Saturday, August 07, 2010

Cuz tonight will be the night that I will fall for you all over again.

Searching, looking and running an endless path.
But the scenery, they're stationary.
So have I been running on the same spot where I've started?
Searching for what, I don't know.

It's like we're seeking different things, finally splitting ways.
Like the repulsion force between magnets,
Pushing one another away.
Could it be that we're sick of the explanations,
Fed up of the compromise and,
Grown out of the attraction?

Perhaps it's a phase,
A phase where we start thinking and realising that,
We don't need one another after all.

Cuz that's not how it should be.

If only you would've told me that there was no other like me,
If only you would've whispered sweet nothings to me, for once - just once.
If only you would've made me your world, for a day.
If only - just like those it could have been's,
Always the saddest words of tongue and pen.

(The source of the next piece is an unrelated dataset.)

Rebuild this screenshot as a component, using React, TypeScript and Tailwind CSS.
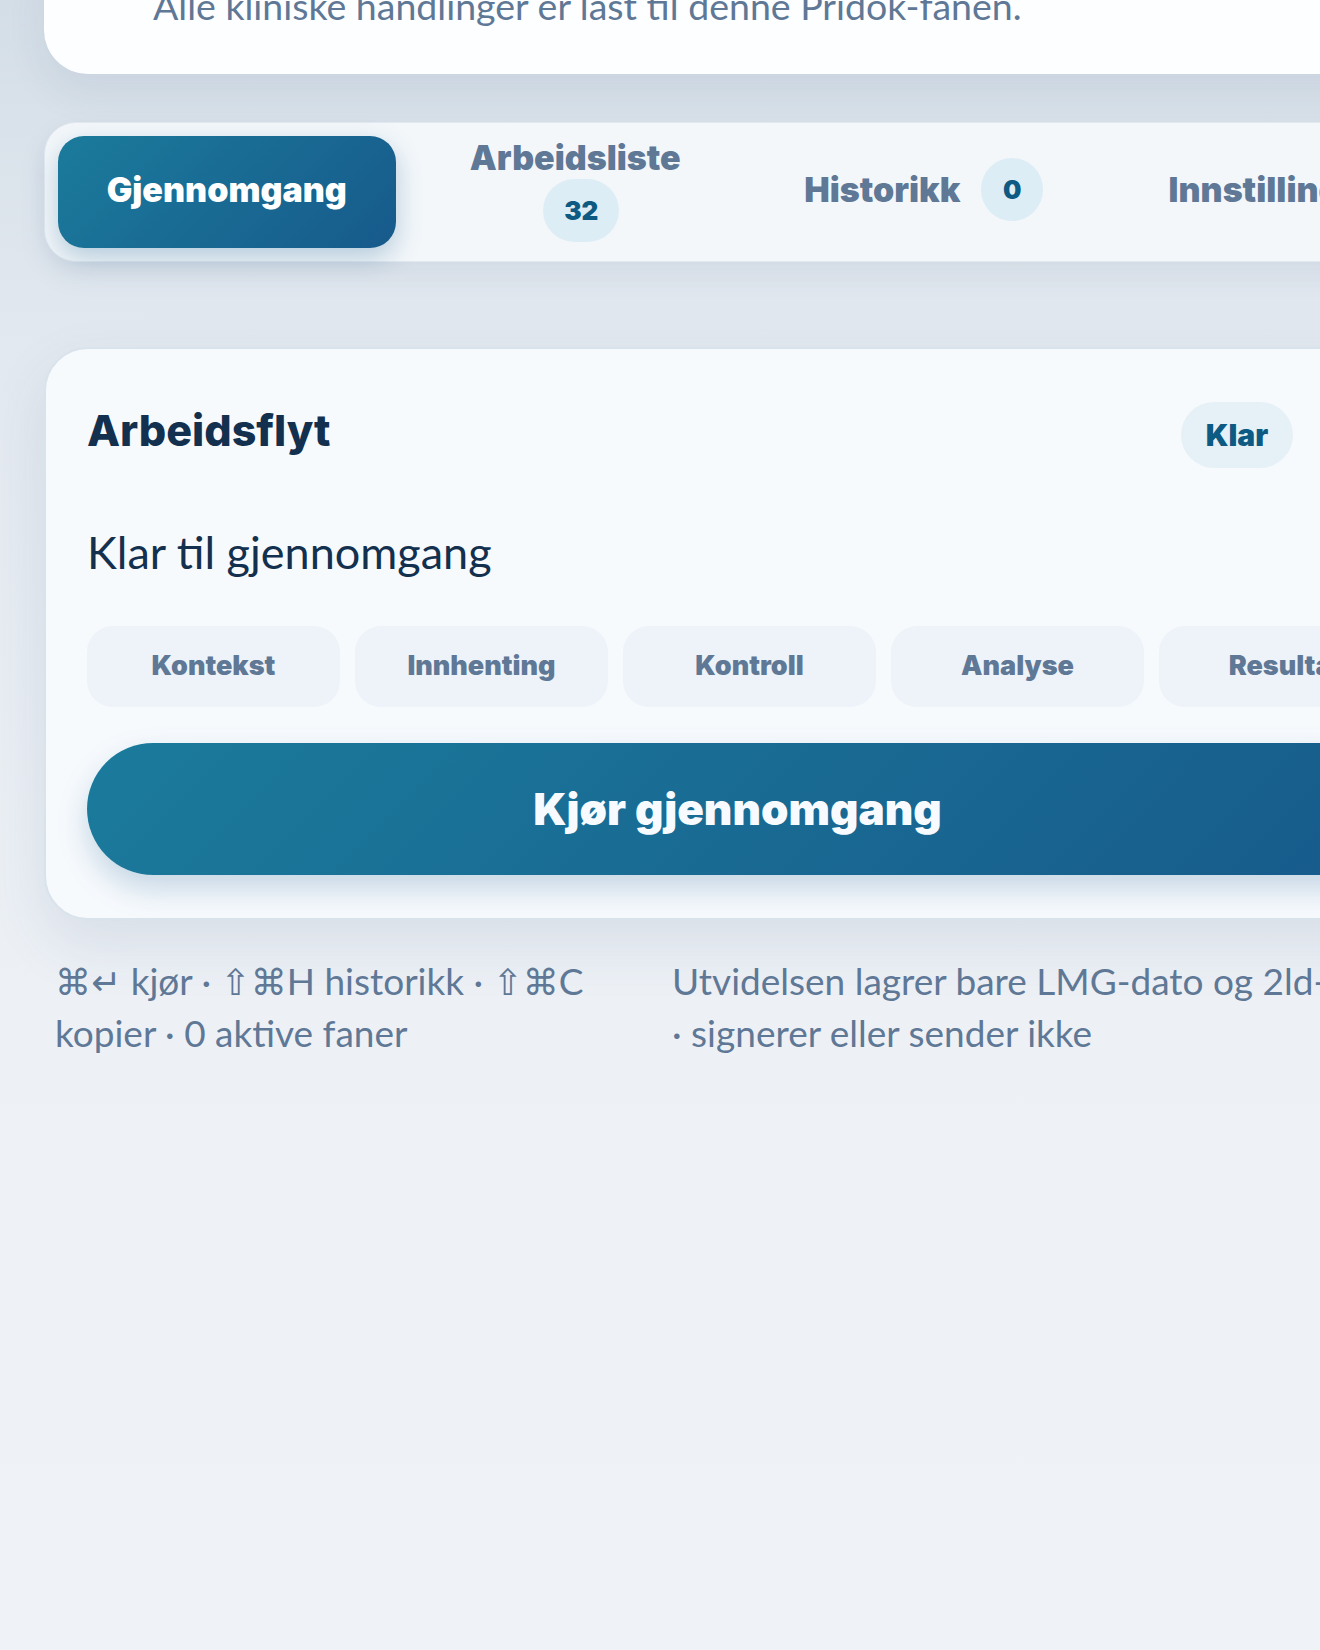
import type { ReactNode } from 'react'

const stages = ['Kontekst', 'Innhenting', 'Kontroll', 'Analyse', 'Resultat']

const heavy = "font-['Inter','Lato','Liberation_Sans',sans-serif] font-black"

function Badge({ children, className = '' }: { children: ReactNode; className?: string }) {
  return (
    <span
      className={`${heavy} inline-flex h-[63px] min-w-[62px] items-center justify-center rounded-full bg-[#ddedf5] px-[21px] text-[26px] text-[#0d5a82] ${className}`}
    >
      {children}
    </span>
  )
}

function Key({ children }: { children: ReactNode }) {
  return <span className="font-['DejaVu_Sans',sans-serif] text-[36px] leading-none">{children}</span>
}

export default function App() {
  return (
    <div className="min-h-[1650px] w-full overflow-hidden bg-[linear-gradient(180deg,#d4dee7_0px,#e3e9f0_360px,#edf1f6_1000px,#eff2f7_1650px)] font-['Lato','Liberation_Sans',sans-serif]">
      <div className="ml-[44px] w-[1411px]">
        {/* locked notice, scrolled mostly out of view */}
        <div className="-mt-[60px] rounded-[44px] bg-[#fdfeff] pt-[41px] pr-10 pb-[43px] pl-[109px] shadow-[0_18px_40px_rgba(40,70,110,0.08)]">
          <p className="text-[37.5px] leading-[50px] text-[#5f7896]">
            Alle kliniske handlinger er låst til denne Pridok-fanen.
          </p>
        </div>

        {/* tabs */}
        <nav className="mt-[48px] grid grid-cols-4 gap-[11px] rounded-[32px] border border-[#e2e9f0] bg-[#f3f7fa] p-[13px] shadow-[0_12px_30px_rgba(40,70,110,0.07)]">
          <button
            className={`${heavy} h-[112px] rounded-[26px] bg-[linear-gradient(135deg,#1b7b9c,#175a8b)] pb-[6px] text-[34px] text-white shadow-[0_10px_26px_rgba(23,90,139,0.28)]`}
          >
            Gjennomgang
          </button>
          <button className="flex h-[112px] flex-col items-center justify-center gap-[4px] pb-[2px]">
            <span className={`${heavy} text-[34px] leading-[34px] text-[#5f7896]`}>Arbeidsliste</span>
            <Badge className="ml-[12px]">32</Badge>
          </button>
          <button className="flex h-[112px] items-center justify-center gap-[21px] pb-[6px]">
            <span className={`${heavy} text-[34px] text-[#5f7896]`}>Historikk</span>
            <Badge className="px-0">0</Badge>
          </button>
          <button className={`${heavy} h-[112px] pb-[6px] text-[34px] text-[#5f7896]`}>Innstillinger</button>
        </nav>

        {/* workflow card */}
        <section className="mt-[85px] rounded-[44px] border-2 border-[#d9e3ec] bg-[#f7fafd] px-[41px] pt-[53px] pb-[43px] shadow-[0_24px_60px_rgba(40,70,110,0.10)]">
          <div className="flex h-[66px] items-center justify-between pr-[119px]">
            <h2 className={`${heavy} mb-[10px] !font-extrabold text-[43px] leading-none text-[#13304f]`}>Arbeidsflyt</h2>
            <span
              className={`${heavy} inline-flex h-[66px] w-[112px] items-center justify-center rounded-full bg-[#e5f1f7] text-[30px] text-[#0d5a82]`}
            >
              Klar
            </span>
          </div>

          <p className="mt-[59px] text-[45px] leading-[50px] text-[#13304f]">Klar til gjennomgang</p>

          <div className="mt-[49px] grid grid-cols-5 gap-[15px]">
            {stages.map((s) => (
              <div
                key={s}
                className={`${heavy} flex h-[81px] items-center justify-center rounded-[26px] bg-[#eef3f9] text-[27px] text-[#5f7896]`}
              >
                {s}
              </div>
            ))}
          </div>

          <button
            className={`${heavy} mt-[36px] flex h-[132px] w-full items-center justify-center rounded-full bg-[linear-gradient(135deg,#1b7b9c,#175a8b)] pr-[24px] text-[44px] text-[#f7fbff] shadow-[0_14px_30px_rgba(23,90,139,0.22)]`}
          >
            Kjør gjennomgang
          </button>
        </section>

        {/* footer hints */}
        <footer className="mt-[35px] grid grid-cols-[585px_1fr] gap-8 pl-[11px] text-[37px] leading-[52px] text-[#5f7896]">
          <p>
            <Key>⌘↵</Key> kjør · <Key>⇧⌘</Key>H historikk · <Key>⇧⌘</Key>C
            <br />
            kopier · 0 aktive faner
          </p>
          <p>
            Utvidelsen lagrer bare LMG-dato og 2ld-nr
            <br />· signerer eller sender ikke
          </p>
        </footer>
      </div>
    </div>
  )
}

I think, I've picked up my ability again,
The one I've abandoned some time ago,
Making myself vulnerable all over again.
Now that it's back, I hope it stays.
And grows strong within me.
So I would be bothered about nobody, and nothing else
But the fun I have each moment.

Cuz I burnt every bridge I ever built when you were here.

任性, 我行我素.
所在乎的就只有自己.
孤独也好, 自私也好,
宁愿把伤害都给予别人
都不想让自己有被伤害的危险.
像刺猬般防范.
现在, 真羡慕以前的自己.

仅存那么一点点的勇敢,
就这样熬了过来.
回看一下
原来, 那也是一种自在.

如果还能那样, 那该有多好.
谁也进不来属于自己的领域.
就算是.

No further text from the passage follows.